[start Raw data]

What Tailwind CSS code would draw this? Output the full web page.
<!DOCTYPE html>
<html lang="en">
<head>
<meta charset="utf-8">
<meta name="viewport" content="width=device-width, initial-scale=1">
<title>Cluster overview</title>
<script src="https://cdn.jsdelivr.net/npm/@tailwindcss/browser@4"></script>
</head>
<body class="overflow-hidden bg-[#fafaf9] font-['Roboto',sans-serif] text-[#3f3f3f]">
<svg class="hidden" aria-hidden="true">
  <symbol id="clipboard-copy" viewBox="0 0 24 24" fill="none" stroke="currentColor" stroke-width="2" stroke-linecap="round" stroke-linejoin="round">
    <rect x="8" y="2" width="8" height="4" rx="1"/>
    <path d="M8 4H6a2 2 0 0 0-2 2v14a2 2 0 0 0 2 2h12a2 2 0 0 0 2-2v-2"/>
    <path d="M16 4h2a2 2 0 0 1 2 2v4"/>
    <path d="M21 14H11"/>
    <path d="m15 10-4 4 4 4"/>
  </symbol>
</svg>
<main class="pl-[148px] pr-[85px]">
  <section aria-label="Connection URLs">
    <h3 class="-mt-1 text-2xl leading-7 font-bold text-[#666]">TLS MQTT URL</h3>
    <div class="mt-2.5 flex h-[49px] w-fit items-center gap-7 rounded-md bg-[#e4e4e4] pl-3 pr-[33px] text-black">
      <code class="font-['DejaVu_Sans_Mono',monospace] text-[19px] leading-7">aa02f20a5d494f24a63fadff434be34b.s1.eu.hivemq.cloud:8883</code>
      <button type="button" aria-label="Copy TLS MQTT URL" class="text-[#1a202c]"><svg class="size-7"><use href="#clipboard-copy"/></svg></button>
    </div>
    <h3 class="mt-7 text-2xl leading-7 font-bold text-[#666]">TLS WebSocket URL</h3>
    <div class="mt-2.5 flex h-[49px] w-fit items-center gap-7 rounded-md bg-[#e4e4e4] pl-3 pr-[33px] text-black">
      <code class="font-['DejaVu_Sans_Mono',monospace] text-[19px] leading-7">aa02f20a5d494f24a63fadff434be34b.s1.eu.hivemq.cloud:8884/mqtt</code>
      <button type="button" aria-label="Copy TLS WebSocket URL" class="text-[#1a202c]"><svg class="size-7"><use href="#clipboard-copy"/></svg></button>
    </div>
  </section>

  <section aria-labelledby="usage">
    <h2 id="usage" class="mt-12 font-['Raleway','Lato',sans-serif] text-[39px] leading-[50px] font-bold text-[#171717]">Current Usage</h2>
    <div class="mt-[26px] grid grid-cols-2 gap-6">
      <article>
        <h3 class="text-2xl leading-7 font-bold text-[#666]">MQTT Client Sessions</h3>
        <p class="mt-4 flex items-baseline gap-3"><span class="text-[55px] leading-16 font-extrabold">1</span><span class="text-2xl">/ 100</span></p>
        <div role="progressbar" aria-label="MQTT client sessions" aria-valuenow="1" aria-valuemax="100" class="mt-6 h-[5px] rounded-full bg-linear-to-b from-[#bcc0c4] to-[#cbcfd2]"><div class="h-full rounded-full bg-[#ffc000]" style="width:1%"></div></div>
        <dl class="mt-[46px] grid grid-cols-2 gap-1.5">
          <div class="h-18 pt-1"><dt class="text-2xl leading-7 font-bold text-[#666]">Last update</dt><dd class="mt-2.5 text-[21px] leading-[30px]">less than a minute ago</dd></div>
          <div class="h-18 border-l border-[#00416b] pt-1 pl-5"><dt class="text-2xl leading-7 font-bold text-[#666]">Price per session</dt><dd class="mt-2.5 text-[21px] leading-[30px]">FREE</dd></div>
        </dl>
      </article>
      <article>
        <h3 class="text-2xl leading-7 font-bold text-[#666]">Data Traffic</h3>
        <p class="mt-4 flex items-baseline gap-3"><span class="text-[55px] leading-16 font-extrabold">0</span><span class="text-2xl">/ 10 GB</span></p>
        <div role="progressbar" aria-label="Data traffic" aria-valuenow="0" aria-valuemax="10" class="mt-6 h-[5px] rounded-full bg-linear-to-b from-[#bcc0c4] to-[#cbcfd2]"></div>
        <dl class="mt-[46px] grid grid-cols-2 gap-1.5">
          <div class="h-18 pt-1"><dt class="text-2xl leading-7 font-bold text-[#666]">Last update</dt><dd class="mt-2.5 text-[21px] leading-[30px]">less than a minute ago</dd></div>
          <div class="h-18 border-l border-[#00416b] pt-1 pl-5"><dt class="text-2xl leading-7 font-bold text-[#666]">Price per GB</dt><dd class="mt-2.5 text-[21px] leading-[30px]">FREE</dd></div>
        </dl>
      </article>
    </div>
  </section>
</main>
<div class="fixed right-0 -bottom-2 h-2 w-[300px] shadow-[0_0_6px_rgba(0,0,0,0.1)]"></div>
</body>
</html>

[end Raw data]

Extract all of the data above without altering anything.

Result of the exercise:
What Tailwind CSS code would draw this? Output the full web page.
<!DOCTYPE html>
<html lang="en">
<head>
<meta charset="utf-8">
<meta name="viewport" content="width=device-width, initial-scale=1">
<title>Cluster overview</title>
<script src="https://cdn.jsdelivr.net/npm/@tailwindcss/browser@4"></script>
</head>
<body class="overflow-hidden bg-[#fafaf9] font-['Roboto',sans-serif] text-[#3f3f3f]">
<svg class="hidden" aria-hidden="true">
  <symbol id="clipboard-copy" viewBox="0 0 24 24" fill="none" stroke="currentColor" stroke-width="2" stroke-linecap="round" stroke-linejoin="round">
    <rect x="8" y="2" width="8" height="4" rx="1"/>
    <path d="M8 4H6a2 2 0 0 0-2 2v14a2 2 0 0 0 2 2h12a2 2 0 0 0 2-2v-2"/>
    <path d="M16 4h2a2 2 0 0 1 2 2v4"/>
    <path d="M21 14H11"/>
    <path d="m15 10-4 4 4 4"/>
  </symbol>
</svg>
<main class="pl-[148px] pr-[85px]">
  <section aria-label="Connection URLs">
    <h3 class="-mt-1 text-2xl leading-7 font-bold text-[#666]">TLS MQTT URL</h3>
    <div class="mt-2.5 flex h-[49px] w-fit items-center gap-7 rounded-md bg-[#e4e4e4] pl-3 pr-[33px] text-black">
      <code class="font-['DejaVu_Sans_Mono',monospace] text-[19px] leading-7">aa02f20a5d494f24a63fadff434be34b.s1.eu.hivemq.cloud:8883</code>
      <button type="button" aria-label="Copy TLS MQTT URL" class="text-[#1a202c]"><svg class="size-7"><use href="#clipboard-copy"/></svg></button>
    </div>
    <h3 class="mt-7 text-2xl leading-7 font-bold text-[#666]">TLS WebSocket URL</h3>
    <div class="mt-2.5 flex h-[49px] w-fit items-center gap-7 rounded-md bg-[#e4e4e4] pl-3 pr-[33px] text-black">
      <code class="font-['DejaVu_Sans_Mono',monospace] text-[19px] leading-7">aa02f20a5d494f24a63fadff434be34b.s1.eu.hivemq.cloud:8884/mqtt</code>
      <button type="button" aria-label="Copy TLS WebSocket URL" class="text-[#1a202c]"><svg class="size-7"><use href="#clipboard-copy"/></svg></button>
    </div>
  </section>

  <section aria-labelledby="usage">
    <h2 id="usage" class="mt-12 font-['Raleway','Lato',sans-serif] text-[39px] leading-[50px] font-bold text-[#171717]">Current Usage</h2>
    <div class="mt-[26px] grid grid-cols-2 gap-6">
      <article>
        <h3 class="text-2xl leading-7 font-bold text-[#666]">MQTT Client Sessions</h3>
        <p class="mt-4 flex items-baseline gap-3"><span class="text-[55px] leading-16 font-extrabold">1</span><span class="text-2xl">/ 100</span></p>
        <div role="progressbar" aria-label="MQTT client sessions" aria-valuenow="1" aria-valuemax="100" class="mt-6 h-[5px] rounded-full bg-linear-to-b from-[#bcc0c4] to-[#cbcfd2]"><div class="h-full rounded-full bg-[#ffc000]" style="width:1%"></div></div>
        <dl class="mt-[46px] grid grid-cols-2 gap-1.5">
          <div class="h-18 pt-1"><dt class="text-2xl leading-7 font-bold text-[#666]">Last update</dt><dd class="mt-2.5 text-[21px] leading-[30px]">less than a minute ago</dd></div>
          <div class="h-18 border-l border-[#00416b] pt-1 pl-5"><dt class="text-2xl leading-7 font-bold text-[#666]">Price per session</dt><dd class="mt-2.5 text-[21px] leading-[30px]">FREE</dd></div>
        </dl>
      </article>
      <article>
        <h3 class="text-2xl leading-7 font-bold text-[#666]">Data Traffic</h3>
        <p class="mt-4 flex items-baseline gap-3"><span class="text-[55px] leading-16 font-extrabold">0</span><span class="text-2xl">/ 10 GB</span></p>
        <div role="progressbar" aria-label="Data traffic" aria-valuenow="0" aria-valuemax="10" class="mt-6 h-[5px] rounded-full bg-linear-to-b from-[#bcc0c4] to-[#cbcfd2]"></div>
        <dl class="mt-[46px] grid grid-cols-2 gap-1.5">
          <div class="h-18 pt-1"><dt class="text-2xl leading-7 font-bold text-[#666]">Last update</dt><dd class="mt-2.5 text-[21px] leading-[30px]">less than a minute ago</dd></div>
          <div class="h-18 border-l border-[#00416b] pt-1 pl-5"><dt class="text-2xl leading-7 font-bold text-[#666]">Price per GB</dt><dd class="mt-2.5 text-[21px] leading-[30px]">FREE</dd></div>
        </dl>
      </article>
    </div>
  </section>
</main>
<div class="fixed right-0 -bottom-2 h-2 w-[300px] shadow-[0_0_6px_rgba(0,0,0,0.1)]"></div>
</body>
</html>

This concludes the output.